Children from the Gander Academy Grade 2 choir sang a song that included the lines "The future can be brighter, it's up to me and you."

Two steel beams from the World Trade Center, donated to the town of Gander, were unveiled at the ceremony. The rusting and slightly twisted beams, which were blessed during the ceremony, will be placed in the Gander Aviation Museum.

Reporting from Gander, CTV's Todd Battis called the atmosphere "almost festive" on Sunday as American visitors rekindled friendships with the residents who sheltered them 10 years ago.

Gander volunteer Beulah Cooper, 70, took three stranded passengers into her home and offered showers to several others.

Cooper, who also helped at a makeshift shelter in the local Royal Canadian Legion hall, said that helping is just something that comes naturally to Newfoundlanders.

"For the best part, we are very giving people and we tend to help each other without thinking twice," Cooper told The Canadian Press on Sunday.

Other communities in Canada's east coast, including Halifax and Moncton, N.B., also had planes crowd their runways when about 200 flights were diverted to Canadian airports.

In Halifax, 40 aircraft landed, releasing a combined 8,000 passengers on the city.

U.S. consul-general Anton Smith was in Halifax on Sunday to present a plaque to airport managers to thank employees and local residents for their help.

In Ottawa an open-air concert, attended by several hundred visitors, began at precisely 8:46 a.m., the moment the first plane hit the World Trade Center.

Jean Chretien, who was prime minister at the time of the attacks, also attended the concert on Sunday.

He recalled how 100,000 Canadians turned out on Parliament Hill to express their solidarity with Americans in the days immediately following 9-11.

"I remember too, the Friday, rather than have a service in a church, we decided that it was to be open, that we were not to go in hiding and we had 100,000 people on the Hill," he said, adding that the greatest moment was the moving three minutes of silence that day.

U.S. President Barack Obama thanked Canadians for their help in a letter sent to Prime Minister Stephen Harper last week.

He paid special tribute to the residents of Gander.

"We remember with gratitude and affection how the people of Canada offered us the comfort of friendship and extraordinary assistance that day and in the following days by opening their airports, homes and hearts to us," Obama wrote.

Prime Minister Stephen Harper is in New York for anniversary events at Ground Zero. Harper formally designated Sept. 11 as a national day of service to pay tribute to both the victims and the Canadian communities who helped stranded travelers.

There are also events planned for Ottawa, Edmonton, Toronto and Calgary.

Canada remembers:

Memorial services were held in other communities across Canada as well on Sunday.

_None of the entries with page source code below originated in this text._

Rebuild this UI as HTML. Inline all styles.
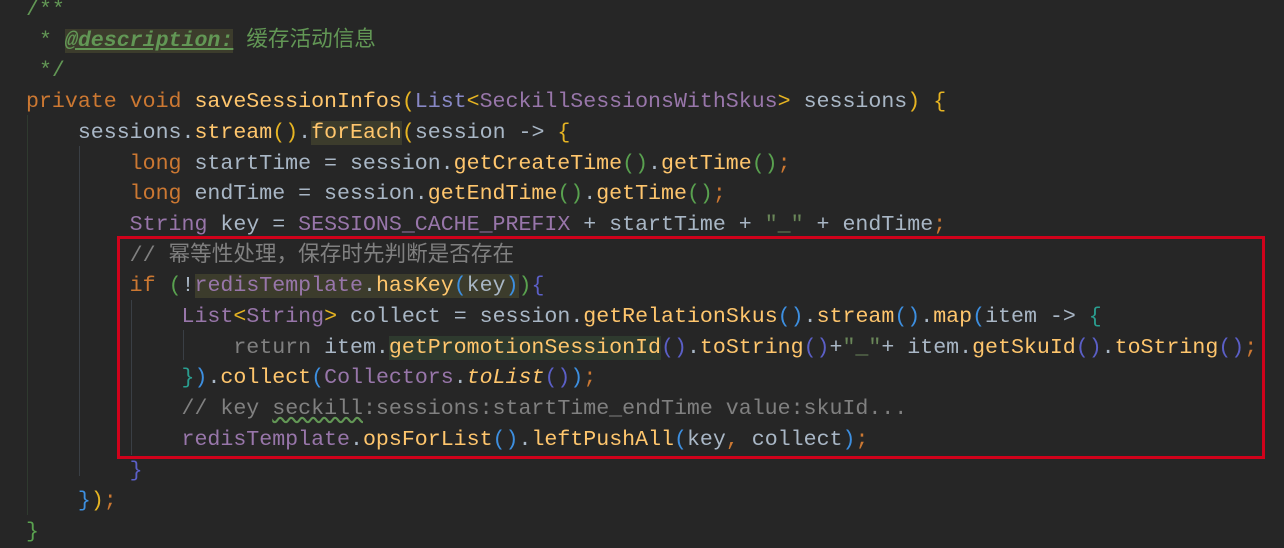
<!DOCTYPE html>
<html><head><meta charset="utf-8"><style>
html,body{margin:0;padding:0;background:#262626;width:1284px;height:538px;overflow:hidden}
#c{position:absolute;left:26px;top:-5px;font-family:"Liberation Mono","Noto Sans CJK SC",monospace;font-size:21.6px;line-height:30.7px;color:#a9b7c6;white-space:pre}
.k{color:#cc7832}.m{color:#ffc66d}.d{color:#629755}.g{color:#808080}.p{color:#9876aa}.s{color:#6a8759}.l{color:#8888c6}
.b1{color:#e6b422}.b2{color:#59a14f}.b3{color:#3d8fe0}.b4{color:#5b5fc7}.b5{color:#2a9d8f}
.h{background:#3c3c2c}.h2{background:#2e3a2e}
.dl{text-decoration:underline;font-weight:bold;font-style:italic}
#box{position:absolute;left:117px;top:236px;width:1142px;height:217px;border:3px solid #d0021b}
.v{position:absolute;width:1px;background:#3a3f45}
</style></head><body>
<div class="v" style="left:27px;top:115px;height:400px;background:#2f3a2f"></div>
<div class="v" style="left:79px;top:146px;height:330px"></div>
<div class="v" style="left:131px;top:300px;height:155px"></div>
<div class="v" style="left:183px;top:330px;height:30px"></div>
<div id="c"><span class="d">/**</span>
<span class="d"> * <span class="h dl">@description:</span> 缓存活动信息</span>
<span class="d"> */</span>
<span class="k">private void </span><span class="m">saveSessionInfos</span><span class="b1">(</span><span class="l">List</span><span class="b1">&lt;</span><span class="p">SeckillSessionsWithSkus</span><span class="b1">&gt;</span> sessions<span class="b1">)</span> <span class="b1">{</span>
    sessions.<span class="m">stream</span><span class="b1">()</span>.<span class="m h">forEach</span><span class="b1">(</span>session -&gt; <span class="b1">{</span>
        <span class="k">long </span>startTime = session.<span class="m">getCreateTime</span><span class="b2">()</span>.<span class="m">getTime</span><span class="b2">()</span><span class="k">;</span>
        <span class="k">long </span>endTime = session.<span class="m">getEndTime</span><span class="b2">()</span>.<span class="m">getTime</span><span class="b2">()</span><span class="k">;</span>
        <span class="p">String</span> key = <span class="p">SESSIONS_CACHE_PREFIX</span> + startTime + <span class="s">"_"</span> + endTime<span class="k">;</span>
        <span class="g">// 幂等性处理，保存时先判断是否存在</span>
        <span class="k">if </span><span class="b2">(</span>!<span class="h"><span class="p">redisTemplate</span>.<span class="m">hasKey</span><span class="b3">(</span>key<span class="b3">)</span></span><span class="b2">)</span><span class="b4">{</span>
            <span class="p">List</span><span class="b1">&lt;</span><span class="p">String</span><span class="b1">&gt;</span> collect = session.<span class="m">getRelationSkus</span><span class="b3">()</span>.<span class="m">stream</span><span class="b3">()</span>.<span class="m">map</span><span class="b3">(</span>item -&gt; <span class="b5">{</span>
                <span class="g">return</span> item.<span class="m h2">getPromotionSessionId</span><span class="b4">()</span>.<span class="m">toString</span><span class="b4">()</span>+<span class="s">"_"</span>+ item.<span class="m">getSkuId</span><span class="b4">()</span>.<span class="m">toString</span><span class="b4">()</span><span class="k">;</span>
            <span class="b5">}</span><span class="b3">)</span>.<span class="m">collect</span><span class="b3">(</span><span class="p">Collectors</span>.<span class="m" style="font-style:italic">toList</span><span class="b4">()</span><span class="b3">)</span><span class="k">;</span>
            <span class="g">// key <span style="text-decoration:underline wavy #629755">seckill</span>:sessions:startTime_endTime value:skuId...</span>
            <span class="p">redisTemplate</span>.<span class="m">opsForList</span><span class="b3">()</span>.<span class="m">leftPushAll</span><span class="b3">(</span>key<span class="k">,</span> collect<span class="b3">)</span><span class="k">;</span>
        <span class="b4">}</span>
    <span class="b3">}</span><span class="b1">)</span><span class="k">;</span>
<span class="b2">}</span></div>
<div id="box"></div>
</body></html>
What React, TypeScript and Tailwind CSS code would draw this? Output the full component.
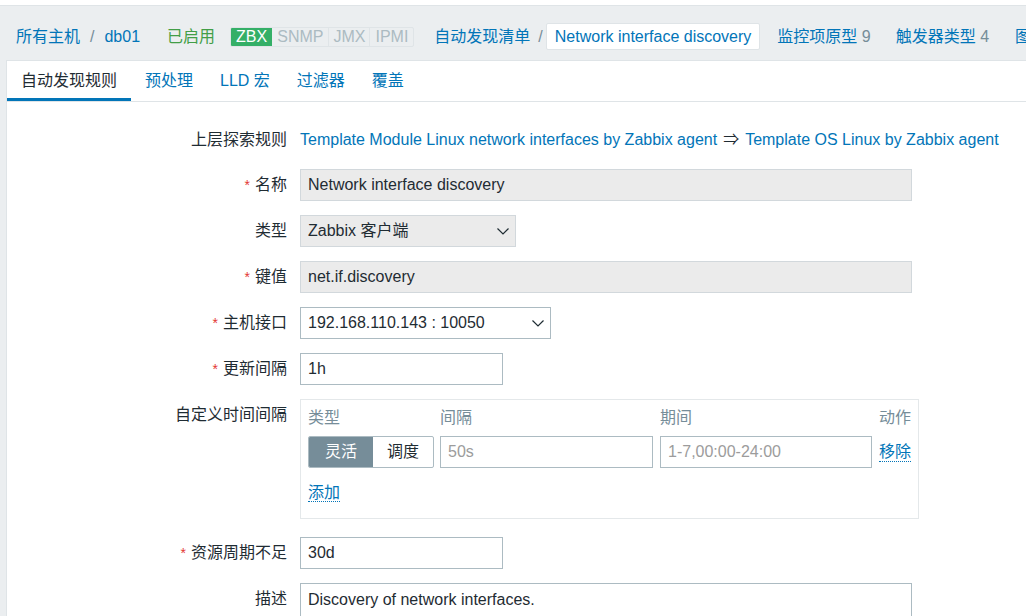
import { ReactNode } from "react";

function Chevron() {
  return (
    <svg width="12" height="7" viewBox="0 0 12 7" className="shrink-0">
      <polyline points="0.5,0.5 6,6 11.5,0.5" fill="none" stroke="#1f2c33" strokeWidth="1.2" />
    </svg>
  );
}

function Required() {
  return <span className="text-[#e33734] mr-[5px] text-[14px]">*</span>;
}

function Row({
  label,
  required,
  top,
  children,
  className = "",
}: {
  label: string;
  required?: boolean;
  top?: boolean;
  children: ReactNode;
  className?: string;
}) {
  return (
    <div className={`flex ${top ? "items-start" : "items-center"} ${className}`}>
      <div
        className={`w-[280px] shrink-0 text-right text-[#1f2c33] ${top ? "pt-[6px]" : ""}`}
      >
        {required && <Required />}
        {label}
      </div>
      <div className="ml-[13px] min-w-0">{children}</div>
    </div>
  );
}

function ReadOnly({ value, width }: { value: string; width: string }) {
  return (
    <div
      className={`${width} h-[32px] flex items-center px-[7px] bg-[#ebebeb] border border-[#d2d8dc] text-[#1f2c33]`}
    >
      {value}
    </div>
  );
}

function TextBox({ value, width, placeholder }: { value?: string; width: string; placeholder?: string }) {
  return (
    <div
      className={`${width} h-[32px] flex items-center px-[7px] bg-white border border-[#acbbc2] ${
        value ? "text-[#1f2c33]" : "text-[#9c9c9c]"
      }`}
    >
      {value ?? placeholder}
    </div>
  );
}

export default function App() {
  return (
    <div className="w-[1026px] h-[616px] overflow-hidden bg-[#ebeef0] text-[16px] leading-[20px] font-['Liberation_Sans','Noto_Sans_CJK_SC',sans-serif]">
      <div className="h-[6px] bg-white border-b border-[#dfe4e7]" />

      <nav className="h-[54px] flex items-center pl-[16px] pt-[7px] whitespace-nowrap overflow-hidden">
        <a className="shrink-0 text-[#0275b8]">所有主机</a>
        <span className="shrink-0 mx-[10px] text-[#768d99]">/</span>
        <a className="shrink-0 text-[#0275b8]">db01</a>
        <span className="shrink-0 ml-[27px] text-[#429e47]">已启用</span>
        <div className="shrink-0 ml-[15px] flex h-[20px] border border-[#dfe4e7] rounded-[2px] overflow-hidden text-[16px] leading-[18px]">
          <span className="bg-[#34af67] text-white px-[5px]">ZBX</span>
          <span className="text-[#acbbc2] px-[5px] border-r border-[#dfe4e7]">SNMP</span>
          <span className="text-[#acbbc2] px-[4px] border-r border-[#dfe4e7]">JMX</span>
          <span className="text-[#acbbc2] px-[5px]">IPMI</span>
        </div>
        <a className="shrink-0 ml-[20px] text-[#0275b8]">自动发现清单</a>
        <span className="shrink-0 ml-[8px] mr-[3px] text-[#768d99]">/</span>
        <span className="shrink-0 h-[27px] flex items-center px-[8px] bg-white border border-[#dfe4e7] rounded-[2px] text-[#0275b8]">
          Network interface discovery
        </span>
        <a className="shrink-0 ml-[17px] text-[#0275b8]">
          监控项原型<span className="text-[#768d99]"> 9</span>
        </a>
        <a className="shrink-0 ml-[25px] text-[#0275b8]">
          触发器类型<span className="text-[#768d99]"> 4</span>
        </a>
        <a className="shrink-0 ml-[26px] text-[#0275b8]">图形原型</a>
      </nav>

      <main className="ml-[6px] h-[556px] bg-white border-l border-t border-[#dfe4e7]">
        <div className="h-[41px] flex items-stretch border-b border-[#dfe4e7] whitespace-nowrap">
          <div className="px-[14px] flex items-center text-[#1f2c33] border-b-[3px] border-[#0275b8] pt-[3px]">
            自动发现规则
          </div>
          <div className="px-[14px] flex items-center text-[#0275b8]">预处理</div>
          <div className="px-[13px] flex items-center text-[#0275b8]">LLD 宏</div>
          <div className="px-[14px] flex items-center text-[#0275b8]">过滤器</div>
          <div className="px-[13px] flex items-center text-[#0275b8]">覆盖</div>
        </div>

        <div className="pt-[23px] flex flex-col gap-[14px]">
          <Row label="上层探索规则">
            <div className="h-[30px] flex items-center whitespace-nowrap">
              <a className="text-[#0275b8]">Template Module Linux network interfaces by Zabbix agent</a>
              <span className="mx-[6px] text-[#1f2c33]">⇒</span>
              <a className="text-[#0275b8]">Template OS Linux by Zabbix agent</a>
            </div>
          </Row>

          <Row label="名称" required>
            <ReadOnly value="Network interface discovery" width="w-[612px]" />
          </Row>

          <Row label="类型">
            <div className="w-[216px] h-[32px] flex items-center justify-between pl-[7px] pr-[6px] bg-[#ebebeb] border border-[#d2d8dc] text-[#1f2c33]">
              Zabbix 客户端
              <Chevron />
            </div>
          </Row>

          <Row label="键值" required>
            <ReadOnly value="net.if.discovery" width="w-[612px]" />
          </Row>

          <Row label="主机接口" required>
            <div className="w-[251px] h-[32px] flex items-center justify-between pl-[7px] pr-[6px] bg-white border border-[#acbbc2] text-[#1f2c33]">
              192.168.110.143 : 10050
              <Chevron />
            </div>
          </Row>

          <Row label="更新间隔" required>
            <TextBox value="1h" width="w-[203px]" />
          </Row>

          <Row label="自定义时间间隔" top className="mb-[4px]">
            <div className="w-[619px] h-[120px] border border-[#e4e8ea] px-[7px] pt-[7px]">
              <div className="flex h-[22px] items-center text-[#768d99]">
                <span className="w-[132px]">类型</span>
                <span className="w-[220px]">间隔</span>
                <span className="w-[219px]">期间</span>
                <span>动作</span>
              </div>
              <div className="mt-[7px] flex items-center">
                <div className="w-[126px] h-[32px] flex border border-[#acbbc2] rounded-[2px] overflow-hidden">
                  <span className="w-[64px] flex items-center justify-center bg-[#768d99] text-white">灵活</span>
                  <span className="flex-1 flex items-center justify-center text-[#1f2c33]">调度</span>
                </div>
                <div className="ml-[6px]">
                  <TextBox placeholder="50s" width="w-[213px]" />
                </div>
                <div className="ml-[7px]">
                  <TextBox placeholder="1-7,00:00-24:00" width="w-[212px]" />
                </div>
                <a className="ml-[7px] text-[#0275b8] border-b border-dotted border-[#0275b8] leading-[19px]">
                  移除
                </a>
              </div>
              <div className="mt-[15px]">
                <a className="text-[#0275b8] border-b border-dotted border-[#0275b8] leading-[19px]">添加</a>
              </div>
            </div>
          </Row>

          <Row label="资源周期不足" required>
            <TextBox value="30d" width="w-[203px]" />
          </Row>

          <Row label="描述" top>
            <div className="w-[612px] h-[60px] px-[7px] pt-[6px] bg-white border border-[#acbbc2] text-[#1f2c33]">
              Discovery of network interfaces.
            </div>
          </Row>
        </div>
      </main>
    </div>
  );
}
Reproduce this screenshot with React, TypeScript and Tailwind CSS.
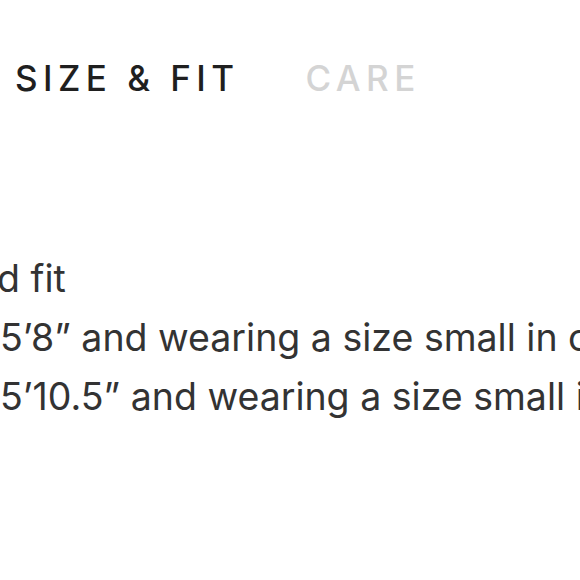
import React from 'react';

const lines = [
  { hidden: 'Relaxe', shown: 'd fit', shift: 'ml-[-3px]' },
  { hidden: 'Model is ', shown: '5’8” and wearing a size small in color', shift: '' },
  { hidden: 'Model is ', shown: '5’10.5” and wearing a size small in color', shift: '' },
];

export default function App() {
  return (
    <div className="w-[580px] h-[580px] overflow-hidden bg-white font-['Inter',sans-serif]">
      <div className="flex items-baseline gap-[66px] pl-[15px] pt-[56px] text-[35px] leading-[44px] font-medium tracking-[0.155em] whitespace-nowrap">
        <span className="text-[#1f1f1f]">SIZE &amp; FIT</span>
        <span className="text-[#d4d4d4]">CARE</span>
      </div>
      <div className="mt-[149px] text-[37.5px] leading-[59px] text-[#333] whitespace-nowrap">
        {lines.map((l, i) => (
          <div key={i} className={`flex ${l.shift}`}>
            <span className="ml-[-300px] w-[300px] shrink-0 text-right">{l.hidden}</span>
            <span>{l.shown}</span>
          </div>
        ))}
      </div>
    </div>
  );
}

In Montreal, Quebec Premier Jean Charest unveiled a plaque commemorating the attacks.

"We need to look ahead now, I think, with a renewed determination for tolerance and peace and openness if we want to avoid this kind of thing happening again," he said at the city's centre for international trade.

A tribute at Nathan Phillips Square in front of Toronto's City Hall included a march-past by Toronto police, fire and EMS honour guard units along with bagpipes and drummers from the city's paramedics.

A moment of silence was observed and the "Last Alarm" fire bell was repeatedly struck in honour of fallen first responders.